Soweit die Beklagte die konkrete Wahl des Nachnamens „Twist“ bezugnehmend auf Nr. 53 Abs. 3 NamÄndVwV ablehnt, nach der ein Familienname, der durch frühere Träger bereits eine Bedeutung, z.B. auf historischem, literarischem oder politischem Gebiet erhalten habe, im allgemeinen nicht gewährt werden solle, ist dies insoweit nicht zu beanstanden, als die Wahl des Nachnamens „Twist“ beim Kläger in unmittelbaren Zusammenhang mit der Vornamenswahl „Oliver“ steht und begehrt wird. Auch in der mündlichen Verhandlung ist deutlich geworden, dass es dem Kläger um die Namenswahl „Oliver Twist“ geht. Es kann daher dahinstehen, ob die Nachnamenswahl „Twist“ mit einem anderen Vornamen als „Oliver“ zulässig wäre.
Bei Oliver Twist handelt es sich um die berühmte Romanfigur des gleichnamigen Romans von Charles Dickens, der mehrfach für Theater, Kino, Fernsehen, Hörspiele und Comics adaptiert wurde. Der Roman erzählt die Geschichte des Findelkindes und Waisenkindes Oliver Twist. Nr. 53 Abs. 3 NamÄndVwV beinhaltet insofern eine deutliche Vorgabe, dass die Namen bekannter Romanfiguren bei Namensänderungen keine Verwendung finden sollen. Ein Grund, hiervon abzuweichen, ist nicht erkennbar. Dass der Kläger zwischen dem beschriebenen Leben von Oliver Twist zu seinem Leben Parallelen sieht, reicht insofern nicht aus.

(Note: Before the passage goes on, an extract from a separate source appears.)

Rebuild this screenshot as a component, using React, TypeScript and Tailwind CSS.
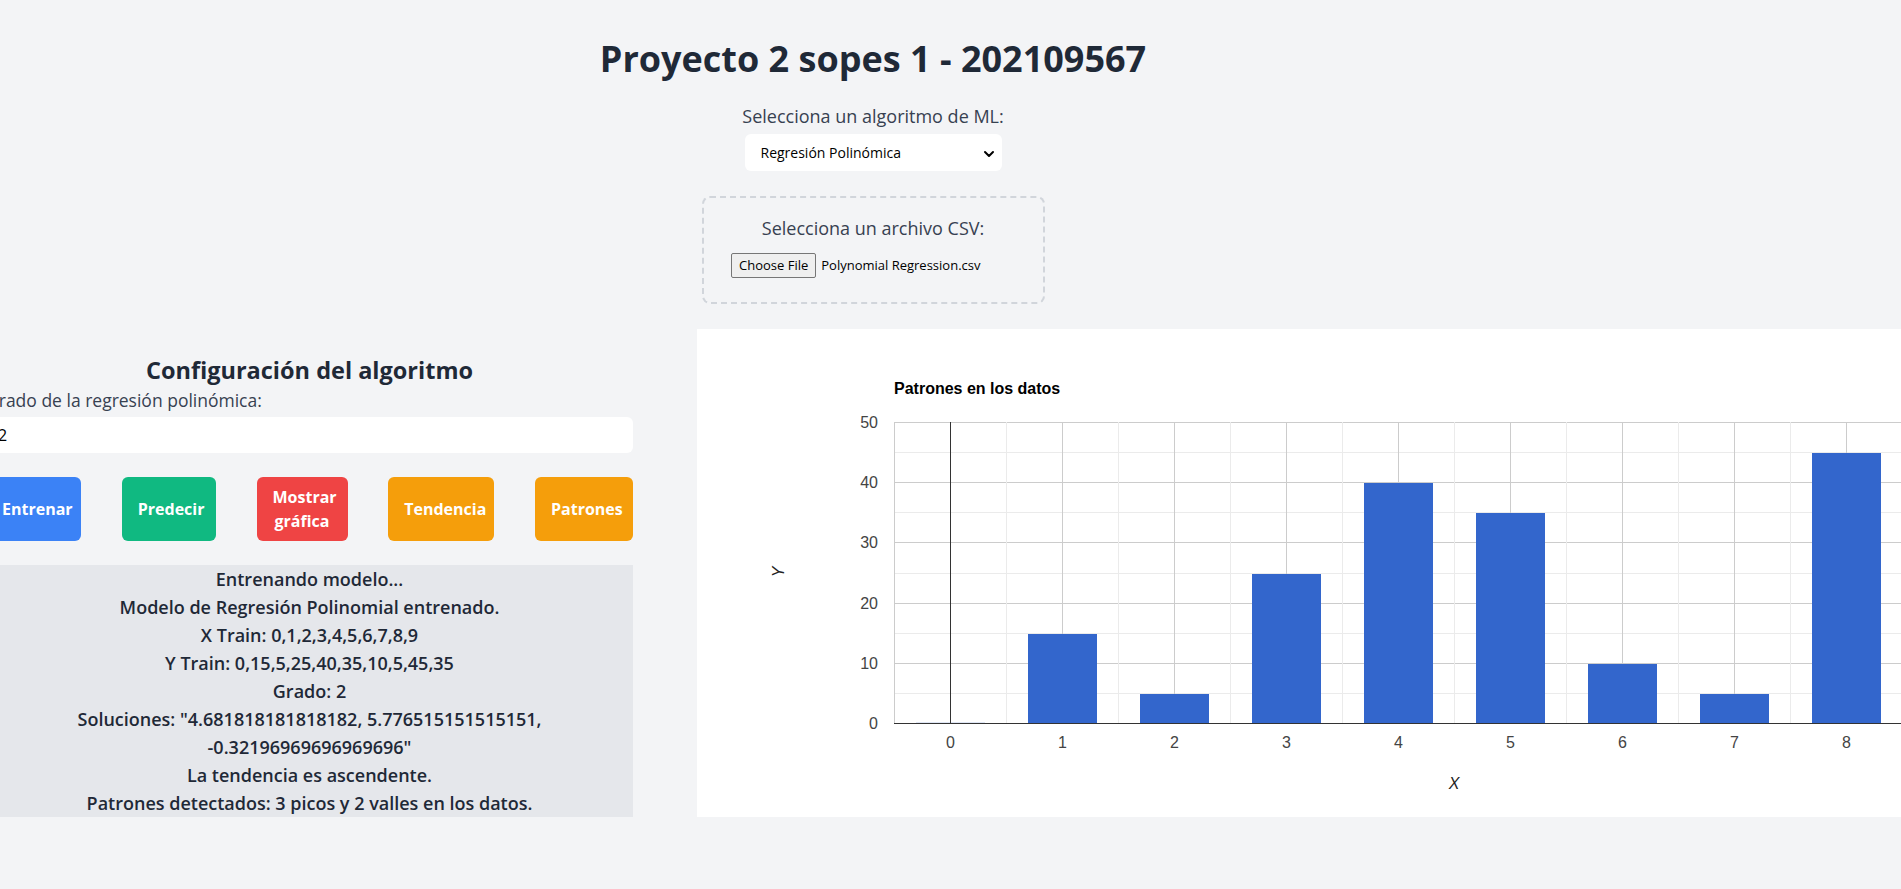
import { ChevronDown } from 'lucide-react';

const VALUES = [0, 15, 5, 25, 40, 35, 10, 5, 45, 35];

// chart geometry, relative to the white panel
const X0 = 253;
const STEP = 112;
const Y0 = 394;
const UNIT = 6.02;
const PLOT_LEFT = 197;
const PLOT_RIGHT = 1317;

const xAt = (i: number) => X0 + STEP * i;
const yAt = (v: number) => Math.round(Y0 - UNIT * v);

function PatternsChart() {
  const hLines = Array.from({ length: 11 }, (_, k) => k * 5);
  const vLines = Array.from({ length: 21 }, (_, k) => -0.5 + k * 0.5);

  return (
    <svg width={1300} height={488} fontFamily="'Liberation Sans', Arial, sans-serif">
      {/* Title */}
      <text x={PLOT_LEFT} y={65} fontSize={16} fontWeight="bold" fill="#000">
        Patrones en los datos
      </text>

      {/* Horizontal grid */}
      {hLines.map((v) => (
        <rect
          key={`h${v}`}
          x={PLOT_LEFT}
          y={yAt(v)}
          width={PLOT_RIGHT - PLOT_LEFT}
          height={1}
          fill={v % 10 === 0 ? '#cccccc' : '#ebebeb'}
        />
      ))}

      {/* Vertical grid */}
      {vLines.map((k) => (
        <rect
          key={`v${k}`}
          x={Math.round(xAt(k))}
          y={yAt(50)}
          width={1}
          height={yAt(0) - yAt(50)}
          fill={Number.isInteger(k) || k === -0.5 ? '#cccccc' : '#ebebeb'}
        />
      ))}

      {/* Bars */}
      {VALUES.map((v, i) =>
        v > 0 ? (
          <rect key={`b${i}`} x={xAt(i) - 34} y={yAt(v) + 1} width={69} height={yAt(0) - yAt(v)} fill="#3366cc" />
        ) : (
          <rect key={`b${i}`} x={xAt(i) - 34} y={yAt(0) - 1} width={69} height={1} fill="#dfe6f5" />
        )
      )}

      {/* Baselines */}
      <rect x={PLOT_LEFT} y={yAt(0)} width={PLOT_RIGHT - PLOT_LEFT} height={1} fill="#333333" />
      <rect x={xAt(0)} y={yAt(50)} width={1} height={yAt(0) - yAt(50) + 1} fill="#333333" />

      {/* Y labels */}
      {[0, 10, 20, 30, 40, 50].map((v) => (
        <text key={`yl${v}`} x={181} y={yAt(v) + 6} fontSize={16} textAnchor="end" fill="#444">
          {v}
        </text>
      ))}

      {/* X labels */}
      {Array.from({ length: 10 }, (_, i) => (
        <text key={`xl${i}`} x={xAt(i) + 0.5} y={419} fontSize={16} textAnchor="middle" fill="#444">
          {i}
        </text>
      ))}

      {/* Axis titles */}
      <text x={757} y={460} fontSize={16} fontStyle="italic" textAnchor="middle" fill="#222">
        X
      </text>
      <text
        x={87}
        y={243}
        fontSize={16}
        fontStyle="italic"
        textAnchor="middle"
        fill="#222"
        transform="rotate(-90 87 243)"
      >
        Y
      </text>
    </svg>
  );
}

const BUTTONS = [
  { label: 'Entrenar', cls: 'w-[95px] bg-[#3b82f6]' },
  { label: 'Predecir', cls: 'w-[94px] bg-[#10b981]' },
  { label: 'Mostrar gráfica', cls: 'w-[91px] bg-[#ef4444]' },
  { label: 'Tendencia', cls: 'w-[106px] bg-[#f59e0b]' },
  { label: 'Patrones', cls: 'w-[98px] bg-[#f59e0b]' },
];

const OUTPUT = [
  'Entrenando modelo...',
  'Modelo de Regresión Polinomial entrenado.',
  'X Train: 0,1,2,3,4,5,6,7,8,9',
  'Y Train: 0,15,5,25,40,35,10,5,45,35',
  'Grado: 2',
  'Soluciones: "4.681818181818182, 5.776515151515151, -0.32196969696969696"',
  'La tendencia es ascendente.',
  'Patrones detectados: 3 picos y 2 valles en los datos.',
];

export default function App() {
  return (
    <div className="min-h-screen w-full overflow-hidden bg-[#f3f4f6] font-['Open_Sans',sans-serif] text-[#1f2937]">
      {/* Header / pickers */}
      <div className="w-[1746px] flex flex-col items-center pt-[39px]">
        <h1 className="text-4xl font-bold text-[#1f2937]">Proyecto 2 sopes 1 - 202109567</h1>

        <div className="mt-[23px] flex flex-col items-center">
          <label className="text-lg text-[#374151]">Selecciona un algoritmo de ML:</label>
          <div className="relative mt-1 w-[257px]">
            <select className="w-full h-[37px] appearance-none rounded-md bg-white pl-4 pr-8 text-sm text-black outline-none">
              <option>Regresión Polinómica</option>
            </select>
            <ChevronDown className="pointer-events-none absolute right-[5px] top-[12px] h-4 w-4 text-black" strokeWidth={3} />
          </div>
        </div>

        <div className="mt-[25px] w-[343px] rounded-lg border-2 border-dashed border-[#d1d5db] pt-4 pb-6 flex flex-col items-center">
          <label className="text-lg text-[#374151]">Selecciona un archivo CSV:</label>
          <div className="mt-[11px] h-[25px] w-[284px] flex items-center gap-[5px] text-[13px] text-black">
            <span className="h-[25px] flex items-center rounded-[2px] border border-[#767676] bg-[#efefef] px-[7px]">
              Choose File
            </span>
            <span>Polynomial Regression.csv</span>
          </div>
        </div>
      </div>

      {/* Config + chart */}
      <div className="mt-[25px] -ml-[14px] flex items-end gap-16">
        <div className="w-[647px] shrink-0 flex flex-col">
          <h2 className="text-[23.5px] leading-8 font-bold text-center text-[#1f2937]">Configuración del algoritmo</h2>
          <label className="mt-0.5 text-[17.5px] leading-6 text-[#374151]">Grado de la regresión polinómica:</label>
          <input
            defaultValue="2"
            className="mt-[5px] h-9 w-full rounded-md bg-white px-3 text-base text-black outline-none"
          />

          <div className="mt-6 flex justify-between">
            {BUTTONS.map((b) => (
              <button
                key={b.label}
                className={`${b.cls} rounded-md px-4 py-2 text-base font-bold leading-6 text-white`}
              >
                {b.label}
              </button>
            ))}
          </div>

          <div className="mt-6 bg-[#e5e7eb] text-center text-lg font-semibold text-[#1f2937]">
            {OUTPUT.map((line) => (
              <p key={line}>{line}</p>
            ))}
          </div>
        </div>

        <div className="w-[1400px] h-[488px] shrink-0 bg-white">
          <PatternsChart />
        </div>
      </div>
    </div>
  );
}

Allerdings folgt das Gericht der Beklagten insoweit nicht, als für eine Vornamensänderung kein ausreichender wichtiger Grund angenommen wird. Die Stellungnahme von … vom 30. Juni 2015 mag zwar keine Notwendigkeit auch einer Vornamensänderung erkennen lassen, im Gutachten vom 21. April 2004 von … wird hingegen ausdrücklich auch die Änderung des Vornamens aus ärztlicher Sicht dringend befürwortet. Es ist angesichts der Stellungnahme … nicht erkennbar, dass sich daran etwas geändert hat. Auch findet sich auf Blatt 20 der Behördenakte ein Vermerk unter einer E-Mail vom 26. Januar 2016, dass ein wichtiger Grund für eine Vor- und Familiennamensänderung grundsätzlich gegeben sei. Allein die Wahl des Familiennamens sei nicht zulässig, Nr. 53 NamÄndVwV.
Gegen die Wahl der Namen „Oliver Silas Simon“ sprechen an sich keine durchgreifenden Bedenken. Die in der Bescheidsbegründung vom 12. Mai 2016 enthaltene Ablehnung der Vornamen „Silas Simon“ ist nicht überzeugend.
Da aber den Akten und der mündlichen Verhandlung nach der Namenswunsch des Klägers mit Vor- und Nachnamen bezugnehmend auf die Romanfigur eine Einheit bildet, kommt eine Verpflichtung der Beklagten auf isolierte Vornamensänderung nicht in Betracht, auch wenn die konkrete Antragstellung dies vermuten ließe. Den Akten ist zu entnehmen und es ist in der mündlichen Verhandlung deutlich geworden, dass es nicht dem Willen des Klägers entspricht, nur seinen Vornamen entsprechend zu ändern, wenn nicht auch der Name wie beantragt in „Twist“ geändert wird.
Die Ablehnung des Namensänderungsantrags im Ganzen ist somit wegen des Bezugs zur Romanfigur rechtlich nicht zu beanstanden, die Klage daher unbegründet und mit der Kostenfolge des § 154 Abs. 1 VwGO abzuweisen. Der Ausspruch über die vorläufige Vollstreckbarkeit der Kostenentscheidung beruht auf § 167 VwGO i.V.m. §§ 708 ff. ZPO.